Joe’s son, John Philp Thompson, BBA ’48, Life Member, made his own mark at the University, serving as the football manager for the Longhorns and, much later on, becoming a Distinguished Alumnus. John Philp Thompson Jr., Life Member, remembers when he applied to UT back in 1979.

“It wasn’t hard to get into at that time,” he says. “Applications were only one to two pages. Nothing like the application process today.”
Now John and his wife Diane, BS ’84, Life Member, have three children attending UT. Twins John and Caroline are seniors, both involved in the Greek system—John following in his father’s Sigma Alpha Epsilon and Texas Cowboys footsteps, and Caroline joining her mother’s sorority, Pi Beta Phi. Though not usually competitive, the twins felt a bit of uneasiness between them while waiting for their UT acceptance letters.
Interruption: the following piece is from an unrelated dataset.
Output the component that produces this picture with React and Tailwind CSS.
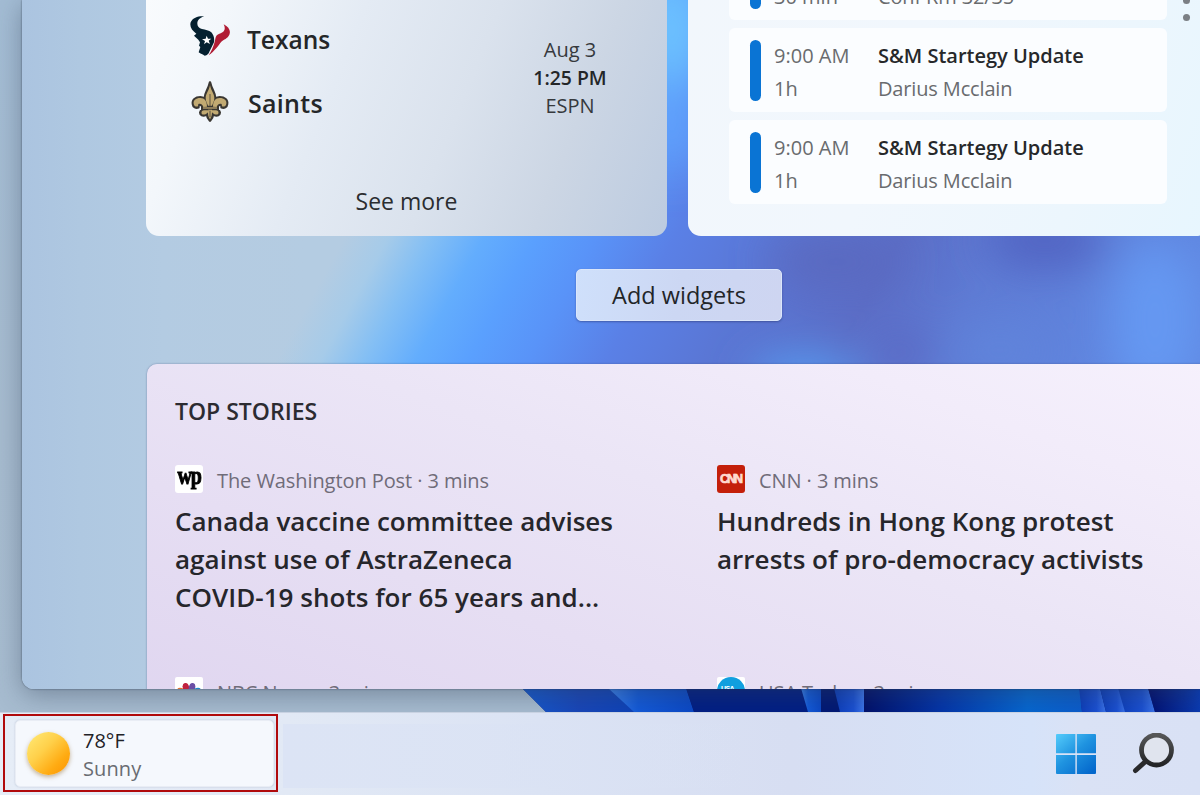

“She got her acceptance letter a month and half before I did,” John says. “It was definitely a bit nerve-wracking waiting for mine.”
Younger sister Lauren, a sophomore, learned to love the University long before she started visiting her older siblings at college.

“UT has made me who I am today; the traditions and connections that my parents had from going here were passed down to my brothers, sister, and me,” she says. “I would love for my children to someday attend UT and have the same experiences and opportunities that I do.”

Crawford Thompson, a sophomore in high school, already has his eyes on the University, wearing a Longhorn shirt to class near-daily. With three siblings in Austin, Crawford and his parents often grab a bite at Dirty Martin’s, the family’s Austin haunt, and catch a football game.

“We love seeing the next generation of Longhorns and reconnecting with our generation,” Diane says. “So many of our UT friends have children who are now friends with our children—the generations have become one!”